§ Provided material
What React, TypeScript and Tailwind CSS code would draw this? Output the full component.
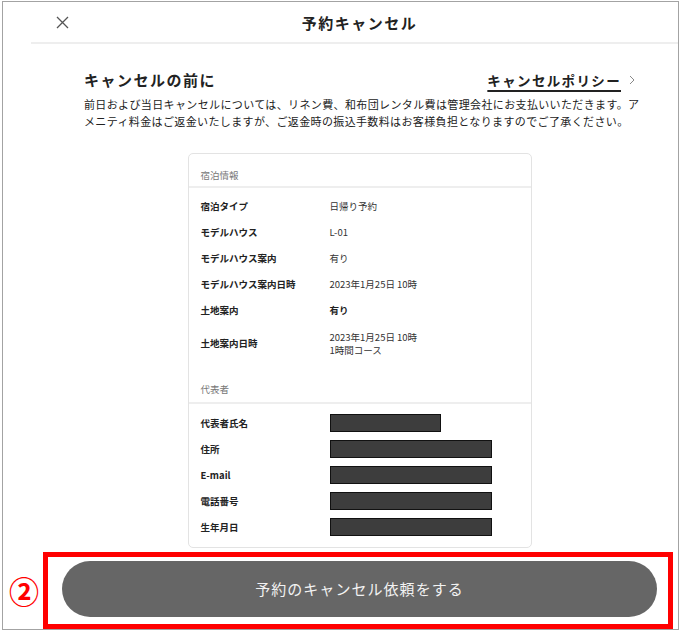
import React from "react";

const infoRows: { label: string; value: React.ReactNode; bold?: boolean }[] = [
  { label: "宿泊タイプ", value: "日帰り予約" },
  { label: "モデルハウス", value: "L-01" },
  { label: "モデルハウス案内", value: "有り" },
  { label: "モデルハウス案内日時", value: "2023年1月25日 10時" },
  { label: "土地案内", value: "有り", bold: true },
];

const repRows: { label: string; w: string }[] = [
  { label: "代表者氏名", w: "w-[111px]" },
  { label: "住所", w: "w-[162px]" },
  { label: "E-mail", w: "w-[162px]" },
  { label: "電話番号", w: "w-[162px]" },
  { label: "生年月日", w: "w-[162px]" },
];

export default function App() {
  return (
    <div className="relative w-[683px] h-[638px] bg-white font-['Noto_Sans_CJK_JP','Noto_Sans',sans-serif] text-[#222]">
      <div className="ml-[2px] mt-[1px] w-[677px] h-[629px] border border-[#a3a3a3] overflow-hidden">
        <div className="ml-[28px] w-[657px] flex flex-col">
          {/* header */}
          <div className="h-[42px] border-b-2 border-[#eeeeee] grid grid-cols-[1fr_auto_1fr] items-center">
            <div className="pl-[25px] flex items-center">
              <svg width="13" height="13" viewBox="0 0 13 13">
                <path d="M1 1L12 12M12 1L1 12" stroke="#555" strokeWidth="1.3" fill="none" />
              </svg>
            </div>
            <div className="text-[15px] font-bold tracking-[0.1em] leading-[20px] text-[#222] pt-[1px]">予約キャンセル</div>
            <div />
          </div>

          {/* body */}
          <div className="px-[53px]">
            <div className="mt-[26px] h-[20px] flex items-center justify-between">
              <div className="text-[15px] font-bold tracking-[0.1em] leading-[20px]">キャンセルの前に</div>
              <div className="flex items-center gap-[8px]">
                <span className="text-[13.5px] font-bold tracking-[0.1em] leading-[20px] underline decoration-[1.5px] underline-offset-[4px]">
                  キャンセルポリシー
                </span>
                <svg width="6" height="10" viewBox="0 0 6 10">
                  <path d="M1 1L5 5L1 9" stroke="#888" strokeWidth="1" fill="none" />
                </svg>
              </div>
            </div>
            <div className="mt-[6px] text-[11px] leading-[17px] tracking-[0.37px] text-[#222] whitespace-nowrap">
              <div>前日および当日キャンセルについては、リネン費、和布団レンタル費は管理会社にお支払いいただきます。ア</div>
              <div>メニティ料金はご返金いたしますが、ご返金時の振込手数料はお客様負担となりますのでご了承ください。</div>
            </div>
          </div>

          {/* card */}
          <div className="mt-[23px] mx-auto w-[344px] border border-[#e3e3e3] rounded-[5px] text-[9.5px]">
            <div className="pl-[12px] pt-[15px] pb-[5px] leading-[12px] text-[#777] border-b-2 border-[#eeeeee]">宿泊情報</div>
            <div className="pt-[5px]">
              {infoRows.map((r) => (
                <div key={r.label} className="h-[26px] flex items-center pl-[12px]">
                  <div className="w-[129px] font-bold">{r.label}</div>
                  <div className={r.bold ? "font-bold" : "text-[#333]"}>{r.value}</div>
                </div>
              ))}
              <div className="h-[41px] flex items-center pl-[12px]">
                <div className="w-[129px] font-bold">土地案内日時</div>
                <div className="leading-[13px] text-[#333]">
                  <div>2023年1月25日 10時</div>
                  <div>1時間コース</div>
                </div>
              </div>
            </div>
            <div className="pl-[12px] pt-[19px] pb-[7px] leading-[12px] text-[#777] border-b-2 border-[#eeeeee]">代表者</div>
            <div className="pt-[6px] pb-[7px]">
              {repRows.map((r) => (
                <div key={r.label} className="h-[26px] flex items-center pl-[12px]">
                  <div className="w-[129px] font-bold">{r.label}</div>
                  <div className={`${r.w} h-[18px] bg-[#3d3d3d] border border-[#111]`} />
                </div>
              ))}
            </div>
          </div>

          {/* button */}
          <div className="mt-[13px] mx-auto w-[595px] h-[56px] rounded-full bg-[#666666] flex items-center justify-center text-[15px] tracking-[0.07em] text-[#f2f2f2]">
            予約のキャンセル依頼をする
          </div>
        </div>
      </div>

      {/* annotation */}
      <div className="absolute left-[43px] top-[551px] w-[630px] h-[77px] border-[5px] border-[#ff0000]" />
      <div className="absolute left-[9px] top-[569px] text-[30px] leading-[40px] font-bold text-[#ff0000]">②</div>
    </div>
  );
}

§ Exercise
Transcribe the preceding listing in its entirety and with exact wording, leaving out pictures.

§ The reply
What React, TypeScript and Tailwind CSS code would draw this? Output the full component.
import React from "react";

const infoRows: { label: string; value: React.ReactNode; bold?: boolean }[] = [
  { label: "宿泊タイプ", value: "日帰り予約" },
  { label: "モデルハウス", value: "L-01" },
  { label: "モデルハウス案内", value: "有り" },
  { label: "モデルハウス案内日時", value: "2023年1月25日 10時" },
  { label: "土地案内", value: "有り", bold: true },
];

const repRows: { label: string; w: string }[] = [
  { label: "代表者氏名", w: "w-[111px]" },
  { label: "住所", w: "w-[162px]" },
  { label: "E-mail", w: "w-[162px]" },
  { label: "電話番号", w: "w-[162px]" },
  { label: "生年月日", w: "w-[162px]" },
];

export default function App() {
  return (
    <div className="relative w-[683px] h-[638px] bg-white font-['Noto_Sans_CJK_JP','Noto_Sans',sans-serif] text-[#222]">
      <div className="ml-[2px] mt-[1px] w-[677px] h-[629px] border border-[#a3a3a3] overflow-hidden">
        <div className="ml-[28px] w-[657px] flex flex-col">
          {/* header */}
          <div className="h-[42px] border-b-2 border-[#eeeeee] grid grid-cols-[1fr_auto_1fr] items-center">
            <div className="pl-[25px] flex items-center">
              <svg width="13" height="13" viewBox="0 0 13 13">
                <path d="M1 1L12 12M12 1L1 12" stroke="#555" strokeWidth="1.3" fill="none" />
              </svg>
            </div>
            <div className="text-[15px] font-bold tracking-[0.1em] leading-[20px] text-[#222] pt-[1px]">予約キャンセル</div>
            <div />
          </div>

          {/* body */}
          <div className="px-[53px]">
            <div className="mt-[26px] h-[20px] flex items-center justify-between">
              <div className="text-[15px] font-bold tracking-[0.1em] leading-[20px]">キャンセルの前に</div>
              <div className="flex items-center gap-[8px]">
                <span className="text-[13.5px] font-bold tracking-[0.1em] leading-[20px] underline decoration-[1.5px] underline-offset-[4px]">
                  キャンセルポリシー
                </span>
                <svg width="6" height="10" viewBox="0 0 6 10">
                  <path d="M1 1L5 5L1 9" stroke="#888" strokeWidth="1" fill="none" />
                </svg>
              </div>
            </div>
            <div className="mt-[6px] text-[11px] leading-[17px] tracking-[0.37px] text-[#222] whitespace-nowrap">
              <div>前日および当日キャンセルについては、リネン費、和布団レンタル費は管理会社にお支払いいただきます。ア</div>
              <div>メニティ料金はご返金いたしますが、ご返金時の振込手数料はお客様負担となりますのでご了承ください。</div>
            </div>
          </div>

          {/* card */}
          <div className="mt-[23px] mx-auto w-[344px] border border-[#e3e3e3] rounded-[5px] text-[9.5px]">
            <div className="pl-[12px] pt-[15px] pb-[5px] leading-[12px] text-[#777] border-b-2 border-[#eeeeee]">宿泊情報</div>
            <div className="pt-[5px]">
              {infoRows.map((r) => (
                <div key={r.label} className="h-[26px] flex items-center pl-[12px]">
                  <div className="w-[129px] font-bold">{r.label}</div>
                  <div className={r.bold ? "font-bold" : "text-[#333]"}>{r.value}</div>
                </div>
              ))}
              <div className="h-[41px] flex items-center pl-[12px]">
                <div className="w-[129px] font-bold">土地案内日時</div>
                <div className="leading-[13px] text-[#333]">
                  <div>2023年1月25日 10時</div>
                  <div>1時間コース</div>
                </div>
              </div>
            </div>
            <div className="pl-[12px] pt-[19px] pb-[7px] leading-[12px] text-[#777] border-b-2 border-[#eeeeee]">代表者</div>
            <div className="pt-[6px] pb-[7px]">
              {repRows.map((r) => (
                <div key={r.label} className="h-[26px] flex items-center pl-[12px]">
                  <div className="w-[129px] font-bold">{r.label}</div>
                  <div className={`${r.w} h-[18px] bg-[#3d3d3d] border border-[#111]`} />
                </div>
              ))}
            </div>
          </div>

          {/* button */}
          <div className="mt-[13px] mx-auto w-[595px] h-[56px] rounded-full bg-[#666666] flex items-center justify-center text-[15px] tracking-[0.07em] text-[#f2f2f2]">
            予約のキャンセル依頼をする
          </div>
        </div>
      </div>

      {/* annotation */}
      <div className="absolute left-[43px] top-[551px] w-[630px] h-[77px] border-[5px] border-[#ff0000]" />
      <div className="absolute left-[9px] top-[569px] text-[30px] leading-[40px] font-bold text-[#ff0000]">②</div>
    </div>
  );
}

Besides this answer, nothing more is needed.